So I was toying around with the load balancer trying to get familiar with it. I spun up a junk jenkins from the catalog to use as my destination and then created a load balancer in the same stack.
I edited Jenkins to not publish a port.
Finally, when I go to add the configuration I want to test into the load balancer:
And click save - it does not take and seems to ignore it.
However if I just enter ONLY the destination service it seems to publish the route to jenkins on port 80 (with no DNS logic of course)
I was able to add a load balancer with a hostname and request path in front of the jenkins service (from the catalog and upgraded it to remove the exposed 8080 port). I had no issues saving it.
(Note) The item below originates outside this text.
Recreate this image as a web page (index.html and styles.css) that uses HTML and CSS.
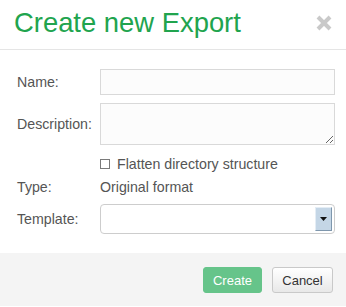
FILE: index.html
```html
<!DOCTYPE html>
<html lang="en">
<head>
  <meta charset="UTF-8">
  <title>Create new Export</title>
  <link rel="stylesheet" href="styles.css">
</head>
<body>

  <div class="dialog">
    <!-- Header -->
    <div class="dialog-header">
      <h1 class="dialog-title">Create new Export</h1>
      <span class="close-btn">
        <svg width="16" height="16" viewBox="0 0 16 16">
          <path d="M2 2 L14 14 M14 2 L2 14" stroke="#c9c9c9" stroke-width="4" fill="none"/>
        </svg>
      </span>
    </div>

    <!-- Form -->
    <div class="dialog-body">
      <div class="form-row row-name">
        <label class="form-label">Name:</label>
        <input class="text-input" type="text">
      </div>
      <div class="form-row row-desc">
        <label class="form-label">Description:</label>
        <textarea class="text-area"></textarea>
      </div>
      <div class="form-row row-check">
        <span></span>
        <label class="check-label"><span class="check-box"></span>Flatten directory structure</label>
      </div>
      <div class="form-row row-type">
        <span class="form-label">Type:</span>
        <span class="form-value">Original format</span>
      </div>
      <div class="form-row row-template">
        <label class="form-label">Template:</label>
        <div class="select-box">
          <span class="select-btn">
            <svg width="7" height="4" viewBox="0 0 7 4"><path d="M0 0 H7 L3.5 4 Z" fill="#111"/></svg>
          </span>
        </div>
      </div>
    </div>

    <!-- Footer -->
    <div class="dialog-footer">
      <button class="btn btn-create">Create</button>
      <button class="btn btn-cancel">Cancel</button>
    </div>
  </div>

</body>
</html>
```

FILE: styles.css
```css
body {
  margin: 0;
  padding: 0;
  font-family: "Liberation Sans", Arial, sans-serif;
  background: #fff;
  color: #555;
}

.dialog {
  width: 346px;
  background: #fff;
}

/* Header */
.dialog-header {
  display: flex;
  align-items: center;
  justify-content: space-between;
  padding: 7px 14px 10px 14px;
  border-bottom: 1px solid #e5e5e5;
}

.dialog-title {
  margin: 0;
  font-size: 27.4px;
  font-weight: normal;
  line-height: 32px;
  color: #21a44e;
}

.close-btn {
  display: flex;
  width: 16px;
  height: 16px;
}

/* Body */
.dialog-body {
  padding: 19px 11px 19px 17px;
}

.form-row {
  display: grid;
  grid-template-columns: 83px 235px;
  align-items: center;
  font-size: 14.2px;
  line-height: 20px;
}

.row-desc { margin-top: 8px; }
.row-check { margin-top: 9px; }
.row-type { margin-top: 3px; }
.row-template { margin-top: 7px; }

.text-input {
  box-sizing: border-box;
  height: 26px;
  margin: 0;
  border: 1px solid #d9d9d9;
  background: #fcfcfc;
  font: inherit;
}

.text-area {
  box-sizing: border-box;
  height: 42px;
  margin: 0;
  border: 1px solid #d9d9d9;
  background: #fcfcfc;
  font: inherit;
}

.check-label {
  display: flex;
  align-items: center;
  gap: 7px;
}

.check-box {
  box-sizing: border-box;
  width: 10px;
  height: 10px;
  border: 1px solid #7a7a7a;
  background: #fff;
}

.select-box {
  box-sizing: border-box;
  height: 30px;
  display: flex;
  align-items: center;
  justify-content: flex-end;
  padding-right: 2px;
  border: 1px solid #cdcdcd;
  border-radius: 4px;
  background: #fff;
}

.select-btn {
  box-sizing: border-box;
  width: 17px;
  height: 24px;
  display: flex;
  align-items: center;
  justify-content: center;
  background: #c4d6e6;
  border: 1px solid #e4edf5;
  border-right-color: #7f97ad;
  border-bottom-color: #7f97ad;
}

/* Footer */
.dialog-footer {
  display: flex;
  justify-content: flex-end;
  gap: 10px;
  padding: 14px 13px 14px 0;
  background: #f4f4f4;
  height: 53px;
  box-sizing: border-box;
}

.btn {
  height: 26px;
  padding: 0 6px;
  border-radius: 3px;
  font-family: "Liberation Sans", Arial, sans-serif;
  font-size: 13px;
}

.btn-create {
  width: 59px;
  border: 1px solid #66c48a;
  background: #66c48a;
  color: #fff;
}

.btn-cancel {
  width: 61px;
  border: 1px solid #c9c9c9;
  background: linear-gradient(#ffffff, #e8e8e8);
  color: #333;
}
```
Based on your image, if you added only the destination service (no host/request path), it will re-route the traffic to the exposed port 8080 of the container. The UI only shows the source port and not the target port. If you checked the haproxy.cfg on the load balancer, you’d be able to see that it’s targeting the 8080 port of the service.
To check the haproxy.cfg, you can exec into the shell of the load balancer and cat /etc/haproxy/haproxy.cfg. The backend should show the IP of the containers in the targetted service and port 8080.
I am using the latest version, I have continued testing and I have found that I can get DNS based routing to work if no /endpoint is used, but adding an endpoint seems to totally trash all rules.
If I have a chance I am going to recreate my problem setup and check inside to see if haproxy is getting the config or what config it is getting from Rancher.